Eventually, Alice and Saya escape, only to end up in some kind of dream world where they confront Onigen, who reveals that she is Saya's mother. How or why any of this happens is also never explained. Why Alice is allowed to wake up and rejoin the real world while Saya remains there after defeating Onigen, is never explained. So what we're left with is a stylish film with solid performances, punctuated by cool, fun action sequences... but with no idea how or why any of the events in the film are taking place. It all starts out well enough, but goes totally off the rails in the second half. As a result, the film feels like key scenes are missing, a swiss-cheese sort of effect on the whole proceeding. The holes are almost laughably distracting, but the action sequences are enthralling.
Watching Saya take out what must have been at least a hundred demons in a rain soaked alley way is the centerpiece fight sequence of the entire film. It's filled with cool moves, and lots of general badassery. Eventually this, too, stops making sense since the demons start out looking a lot like the vampires from "Buffy the Vampire Slayer" but then they appear to be capable of further transformations into large, monstrous beasts. This happens twice in the film, but one wonders why it doesn't happen more if Saya has so much trouble taking out the demons in this particular form. Why did a hundred of them attack her as humans if they could just gang up on her as demons? Who knows. Still, these sequences are pretty fun. A fight between Saya and a one-eyed demon while on a truck precariously perched over a ravine is pretty cool, too.

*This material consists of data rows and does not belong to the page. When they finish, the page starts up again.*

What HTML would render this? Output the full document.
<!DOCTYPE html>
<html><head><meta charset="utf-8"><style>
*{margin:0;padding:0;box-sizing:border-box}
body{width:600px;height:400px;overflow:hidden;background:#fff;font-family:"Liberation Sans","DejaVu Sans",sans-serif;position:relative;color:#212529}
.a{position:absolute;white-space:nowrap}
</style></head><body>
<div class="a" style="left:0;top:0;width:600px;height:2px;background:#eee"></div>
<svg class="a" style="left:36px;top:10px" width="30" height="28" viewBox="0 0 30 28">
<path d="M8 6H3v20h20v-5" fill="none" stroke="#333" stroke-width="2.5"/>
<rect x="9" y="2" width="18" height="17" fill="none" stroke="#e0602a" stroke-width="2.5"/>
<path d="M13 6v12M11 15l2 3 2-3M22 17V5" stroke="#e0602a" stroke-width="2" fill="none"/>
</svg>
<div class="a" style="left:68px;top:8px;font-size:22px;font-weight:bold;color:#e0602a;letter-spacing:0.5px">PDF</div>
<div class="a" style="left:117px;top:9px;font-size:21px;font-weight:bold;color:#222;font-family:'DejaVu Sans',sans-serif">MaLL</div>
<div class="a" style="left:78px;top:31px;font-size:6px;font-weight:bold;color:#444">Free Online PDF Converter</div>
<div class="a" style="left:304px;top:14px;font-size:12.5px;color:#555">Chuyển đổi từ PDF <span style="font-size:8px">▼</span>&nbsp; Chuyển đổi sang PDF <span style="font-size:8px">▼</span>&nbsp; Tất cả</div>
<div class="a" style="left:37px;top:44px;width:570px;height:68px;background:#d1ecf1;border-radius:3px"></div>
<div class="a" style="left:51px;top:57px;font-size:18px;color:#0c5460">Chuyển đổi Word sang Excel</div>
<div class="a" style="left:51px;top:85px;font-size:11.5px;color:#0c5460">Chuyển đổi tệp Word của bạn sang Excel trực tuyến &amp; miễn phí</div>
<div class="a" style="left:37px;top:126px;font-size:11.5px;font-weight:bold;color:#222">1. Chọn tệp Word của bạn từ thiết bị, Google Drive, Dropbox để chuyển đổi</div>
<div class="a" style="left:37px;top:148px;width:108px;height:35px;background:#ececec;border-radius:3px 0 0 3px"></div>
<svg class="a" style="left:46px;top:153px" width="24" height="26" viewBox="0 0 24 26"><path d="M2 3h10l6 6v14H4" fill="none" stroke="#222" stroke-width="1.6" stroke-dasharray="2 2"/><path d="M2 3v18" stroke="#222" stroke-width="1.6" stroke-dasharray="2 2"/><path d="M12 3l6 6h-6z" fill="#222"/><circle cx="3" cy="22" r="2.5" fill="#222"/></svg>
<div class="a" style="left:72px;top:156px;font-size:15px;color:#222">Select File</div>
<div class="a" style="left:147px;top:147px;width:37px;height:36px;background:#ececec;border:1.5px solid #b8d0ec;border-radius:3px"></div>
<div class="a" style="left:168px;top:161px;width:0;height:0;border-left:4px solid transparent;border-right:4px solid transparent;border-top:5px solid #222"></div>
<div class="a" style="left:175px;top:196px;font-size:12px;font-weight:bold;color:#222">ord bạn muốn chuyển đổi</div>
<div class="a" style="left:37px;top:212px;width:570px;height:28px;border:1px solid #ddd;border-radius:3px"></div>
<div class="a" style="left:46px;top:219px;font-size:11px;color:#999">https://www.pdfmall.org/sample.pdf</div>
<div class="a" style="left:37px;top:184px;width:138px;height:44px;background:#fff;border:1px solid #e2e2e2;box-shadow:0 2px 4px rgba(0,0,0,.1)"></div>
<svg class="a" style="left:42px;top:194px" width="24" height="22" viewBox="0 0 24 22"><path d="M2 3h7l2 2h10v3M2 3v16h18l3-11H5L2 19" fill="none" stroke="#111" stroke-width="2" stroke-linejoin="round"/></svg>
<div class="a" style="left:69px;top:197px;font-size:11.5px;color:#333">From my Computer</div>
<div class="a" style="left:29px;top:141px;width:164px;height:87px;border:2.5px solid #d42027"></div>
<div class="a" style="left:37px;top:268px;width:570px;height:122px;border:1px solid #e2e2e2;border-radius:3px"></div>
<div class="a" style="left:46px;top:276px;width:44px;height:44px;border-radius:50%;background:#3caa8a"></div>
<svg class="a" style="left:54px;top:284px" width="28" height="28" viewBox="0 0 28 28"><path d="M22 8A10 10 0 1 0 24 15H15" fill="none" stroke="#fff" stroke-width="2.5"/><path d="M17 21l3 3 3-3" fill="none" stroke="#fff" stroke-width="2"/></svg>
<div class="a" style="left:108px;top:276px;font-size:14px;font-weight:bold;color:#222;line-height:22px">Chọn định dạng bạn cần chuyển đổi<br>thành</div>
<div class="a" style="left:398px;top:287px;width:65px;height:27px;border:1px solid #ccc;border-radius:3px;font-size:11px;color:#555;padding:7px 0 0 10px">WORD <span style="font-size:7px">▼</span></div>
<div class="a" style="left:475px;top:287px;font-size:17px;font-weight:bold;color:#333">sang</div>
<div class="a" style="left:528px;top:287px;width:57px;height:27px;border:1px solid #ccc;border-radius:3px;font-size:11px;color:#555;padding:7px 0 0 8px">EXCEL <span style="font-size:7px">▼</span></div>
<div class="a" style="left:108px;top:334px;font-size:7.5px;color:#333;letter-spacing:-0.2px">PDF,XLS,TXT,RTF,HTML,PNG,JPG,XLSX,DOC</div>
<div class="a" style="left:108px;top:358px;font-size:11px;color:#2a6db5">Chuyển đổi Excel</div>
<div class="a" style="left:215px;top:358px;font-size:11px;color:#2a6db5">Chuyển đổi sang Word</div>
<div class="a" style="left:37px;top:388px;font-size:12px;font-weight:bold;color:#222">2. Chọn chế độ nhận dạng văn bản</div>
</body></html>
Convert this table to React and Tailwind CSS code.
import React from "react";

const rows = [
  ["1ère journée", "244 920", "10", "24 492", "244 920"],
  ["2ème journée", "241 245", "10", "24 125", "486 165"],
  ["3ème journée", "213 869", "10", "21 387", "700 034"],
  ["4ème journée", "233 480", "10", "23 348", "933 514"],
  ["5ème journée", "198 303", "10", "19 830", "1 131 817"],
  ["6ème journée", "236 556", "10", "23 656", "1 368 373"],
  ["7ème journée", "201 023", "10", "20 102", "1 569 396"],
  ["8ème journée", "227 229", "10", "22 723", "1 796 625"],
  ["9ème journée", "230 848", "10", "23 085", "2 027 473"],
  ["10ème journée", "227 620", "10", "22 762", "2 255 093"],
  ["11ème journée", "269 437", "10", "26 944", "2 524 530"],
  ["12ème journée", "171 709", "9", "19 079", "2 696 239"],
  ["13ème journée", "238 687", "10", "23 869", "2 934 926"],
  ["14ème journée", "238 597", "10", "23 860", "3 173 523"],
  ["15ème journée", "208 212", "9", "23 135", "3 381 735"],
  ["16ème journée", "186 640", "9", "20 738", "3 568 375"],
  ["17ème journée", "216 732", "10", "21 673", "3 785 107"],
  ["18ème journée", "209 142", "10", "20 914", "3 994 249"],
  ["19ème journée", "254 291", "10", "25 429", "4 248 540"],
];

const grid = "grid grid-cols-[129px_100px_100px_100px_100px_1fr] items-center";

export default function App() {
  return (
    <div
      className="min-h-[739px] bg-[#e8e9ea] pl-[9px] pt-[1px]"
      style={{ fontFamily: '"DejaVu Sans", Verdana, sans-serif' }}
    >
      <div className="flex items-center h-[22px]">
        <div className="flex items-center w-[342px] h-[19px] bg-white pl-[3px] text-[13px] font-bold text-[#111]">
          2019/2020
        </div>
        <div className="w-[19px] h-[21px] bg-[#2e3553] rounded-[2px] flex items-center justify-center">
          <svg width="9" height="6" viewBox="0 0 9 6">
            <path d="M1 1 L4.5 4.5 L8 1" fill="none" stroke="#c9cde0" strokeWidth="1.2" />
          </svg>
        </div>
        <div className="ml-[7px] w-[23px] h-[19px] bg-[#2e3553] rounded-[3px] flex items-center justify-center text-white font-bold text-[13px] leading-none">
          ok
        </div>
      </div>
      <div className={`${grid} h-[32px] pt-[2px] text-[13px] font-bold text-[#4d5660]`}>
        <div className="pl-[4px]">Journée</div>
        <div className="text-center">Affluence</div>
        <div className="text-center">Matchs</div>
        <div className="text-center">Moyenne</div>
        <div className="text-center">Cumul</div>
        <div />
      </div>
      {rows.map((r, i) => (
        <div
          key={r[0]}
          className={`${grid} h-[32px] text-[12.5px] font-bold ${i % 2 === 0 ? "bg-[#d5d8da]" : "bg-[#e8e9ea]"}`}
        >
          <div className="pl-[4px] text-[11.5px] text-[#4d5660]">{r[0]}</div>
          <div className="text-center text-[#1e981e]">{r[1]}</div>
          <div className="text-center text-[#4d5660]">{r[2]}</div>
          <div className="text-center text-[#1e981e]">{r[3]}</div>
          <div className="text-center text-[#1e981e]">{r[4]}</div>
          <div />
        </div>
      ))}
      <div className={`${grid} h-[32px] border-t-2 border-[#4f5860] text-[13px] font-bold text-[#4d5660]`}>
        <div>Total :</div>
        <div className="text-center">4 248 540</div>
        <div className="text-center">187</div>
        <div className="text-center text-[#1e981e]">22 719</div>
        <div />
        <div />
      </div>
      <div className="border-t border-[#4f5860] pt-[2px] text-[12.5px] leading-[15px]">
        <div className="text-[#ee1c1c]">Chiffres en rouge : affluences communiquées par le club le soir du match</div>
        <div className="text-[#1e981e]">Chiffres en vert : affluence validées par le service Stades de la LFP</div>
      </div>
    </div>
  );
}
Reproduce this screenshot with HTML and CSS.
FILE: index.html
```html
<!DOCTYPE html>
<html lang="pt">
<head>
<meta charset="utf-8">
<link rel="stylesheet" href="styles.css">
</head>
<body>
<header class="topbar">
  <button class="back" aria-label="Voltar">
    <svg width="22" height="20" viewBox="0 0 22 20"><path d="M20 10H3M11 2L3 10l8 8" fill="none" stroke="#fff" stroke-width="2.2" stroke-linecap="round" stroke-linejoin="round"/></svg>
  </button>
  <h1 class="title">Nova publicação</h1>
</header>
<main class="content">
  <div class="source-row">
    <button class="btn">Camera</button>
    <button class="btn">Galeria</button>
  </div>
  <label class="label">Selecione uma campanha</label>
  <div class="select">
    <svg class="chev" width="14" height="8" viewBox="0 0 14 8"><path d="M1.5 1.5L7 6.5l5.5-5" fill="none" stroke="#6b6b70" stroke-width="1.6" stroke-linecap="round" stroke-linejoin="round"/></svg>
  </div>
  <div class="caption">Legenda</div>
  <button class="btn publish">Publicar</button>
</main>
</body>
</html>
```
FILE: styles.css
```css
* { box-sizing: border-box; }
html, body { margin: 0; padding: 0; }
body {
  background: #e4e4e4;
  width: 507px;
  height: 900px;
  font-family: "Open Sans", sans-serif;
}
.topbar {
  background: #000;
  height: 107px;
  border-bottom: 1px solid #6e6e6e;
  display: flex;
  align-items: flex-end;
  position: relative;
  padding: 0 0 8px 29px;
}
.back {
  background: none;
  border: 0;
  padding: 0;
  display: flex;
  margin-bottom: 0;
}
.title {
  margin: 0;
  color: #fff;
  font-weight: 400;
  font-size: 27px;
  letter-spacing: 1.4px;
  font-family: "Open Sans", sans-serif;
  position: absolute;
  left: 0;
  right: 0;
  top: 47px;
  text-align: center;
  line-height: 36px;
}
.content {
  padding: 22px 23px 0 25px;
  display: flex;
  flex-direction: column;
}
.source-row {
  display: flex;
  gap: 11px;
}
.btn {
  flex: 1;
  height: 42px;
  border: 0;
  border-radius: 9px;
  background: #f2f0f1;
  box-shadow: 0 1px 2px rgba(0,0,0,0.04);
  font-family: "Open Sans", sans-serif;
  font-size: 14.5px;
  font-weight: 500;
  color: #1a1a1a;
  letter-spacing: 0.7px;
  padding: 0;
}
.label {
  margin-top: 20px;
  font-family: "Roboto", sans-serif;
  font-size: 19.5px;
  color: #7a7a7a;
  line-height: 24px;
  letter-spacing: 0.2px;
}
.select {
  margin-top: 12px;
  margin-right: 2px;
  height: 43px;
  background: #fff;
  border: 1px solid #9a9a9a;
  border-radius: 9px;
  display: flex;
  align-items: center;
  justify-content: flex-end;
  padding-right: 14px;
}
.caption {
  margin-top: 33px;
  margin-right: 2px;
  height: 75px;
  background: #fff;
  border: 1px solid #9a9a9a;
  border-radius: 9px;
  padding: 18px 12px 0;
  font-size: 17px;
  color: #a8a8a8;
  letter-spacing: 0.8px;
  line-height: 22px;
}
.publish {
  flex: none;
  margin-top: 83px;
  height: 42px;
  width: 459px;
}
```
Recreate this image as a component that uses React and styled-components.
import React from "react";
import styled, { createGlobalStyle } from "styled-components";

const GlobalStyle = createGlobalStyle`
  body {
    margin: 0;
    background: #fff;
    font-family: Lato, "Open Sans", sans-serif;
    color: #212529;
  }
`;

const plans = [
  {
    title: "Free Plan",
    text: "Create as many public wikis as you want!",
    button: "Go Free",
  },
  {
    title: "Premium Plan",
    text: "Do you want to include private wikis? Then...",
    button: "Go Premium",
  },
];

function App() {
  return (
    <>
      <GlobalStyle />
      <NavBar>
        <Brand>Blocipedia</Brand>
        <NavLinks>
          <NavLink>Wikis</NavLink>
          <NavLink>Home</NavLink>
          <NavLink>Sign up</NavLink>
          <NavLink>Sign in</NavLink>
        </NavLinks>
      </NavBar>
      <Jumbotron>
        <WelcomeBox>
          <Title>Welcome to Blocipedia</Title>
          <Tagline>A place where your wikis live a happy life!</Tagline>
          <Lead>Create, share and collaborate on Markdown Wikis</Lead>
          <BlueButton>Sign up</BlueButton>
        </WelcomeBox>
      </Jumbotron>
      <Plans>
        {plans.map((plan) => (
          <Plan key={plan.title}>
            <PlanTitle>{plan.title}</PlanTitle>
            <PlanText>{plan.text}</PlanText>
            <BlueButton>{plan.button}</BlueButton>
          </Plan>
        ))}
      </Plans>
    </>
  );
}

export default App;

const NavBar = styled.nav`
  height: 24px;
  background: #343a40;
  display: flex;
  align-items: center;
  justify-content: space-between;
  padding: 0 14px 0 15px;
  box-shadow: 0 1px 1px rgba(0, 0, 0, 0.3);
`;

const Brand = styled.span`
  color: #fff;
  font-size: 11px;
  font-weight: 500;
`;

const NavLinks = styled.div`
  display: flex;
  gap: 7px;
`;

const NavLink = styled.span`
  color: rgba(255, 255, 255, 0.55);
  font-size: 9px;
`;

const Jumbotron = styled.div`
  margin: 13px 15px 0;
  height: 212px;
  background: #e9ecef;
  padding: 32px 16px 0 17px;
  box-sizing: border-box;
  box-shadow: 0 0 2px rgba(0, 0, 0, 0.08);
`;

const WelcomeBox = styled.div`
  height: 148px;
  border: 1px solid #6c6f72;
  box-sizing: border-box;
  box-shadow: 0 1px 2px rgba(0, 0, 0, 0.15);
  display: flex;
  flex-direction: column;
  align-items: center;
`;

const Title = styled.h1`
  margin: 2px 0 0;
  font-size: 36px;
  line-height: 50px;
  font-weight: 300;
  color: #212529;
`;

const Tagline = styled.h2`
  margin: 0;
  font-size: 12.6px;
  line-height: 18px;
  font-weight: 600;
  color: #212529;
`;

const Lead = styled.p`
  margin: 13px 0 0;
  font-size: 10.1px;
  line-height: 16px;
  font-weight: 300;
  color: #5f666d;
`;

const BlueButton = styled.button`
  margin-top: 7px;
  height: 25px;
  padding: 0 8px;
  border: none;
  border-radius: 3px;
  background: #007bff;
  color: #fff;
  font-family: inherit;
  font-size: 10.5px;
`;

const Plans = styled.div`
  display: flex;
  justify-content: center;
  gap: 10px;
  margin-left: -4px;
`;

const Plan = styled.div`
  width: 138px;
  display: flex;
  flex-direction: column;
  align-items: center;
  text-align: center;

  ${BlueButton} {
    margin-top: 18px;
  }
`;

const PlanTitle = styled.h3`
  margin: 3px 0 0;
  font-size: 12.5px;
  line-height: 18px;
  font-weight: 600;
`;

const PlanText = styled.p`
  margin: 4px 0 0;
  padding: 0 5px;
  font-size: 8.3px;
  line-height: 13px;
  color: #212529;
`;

The final battle between Onigen and Saya is another highlight, as Onigen's robes function almost like tentacles, whipping all around her. It's visually quite entertaining, even though the story has long since stopped having any kind of semblance of coherency.
I guess I can recommend "Blood: The Last Vampire" on that premise - Don't try to understand what's going on, but just watch those fights. They're pretty cool. At least, as a rental anyway. I'm not sure I could say someone should own this movie unless they're an ultra-huge fan of the franchise.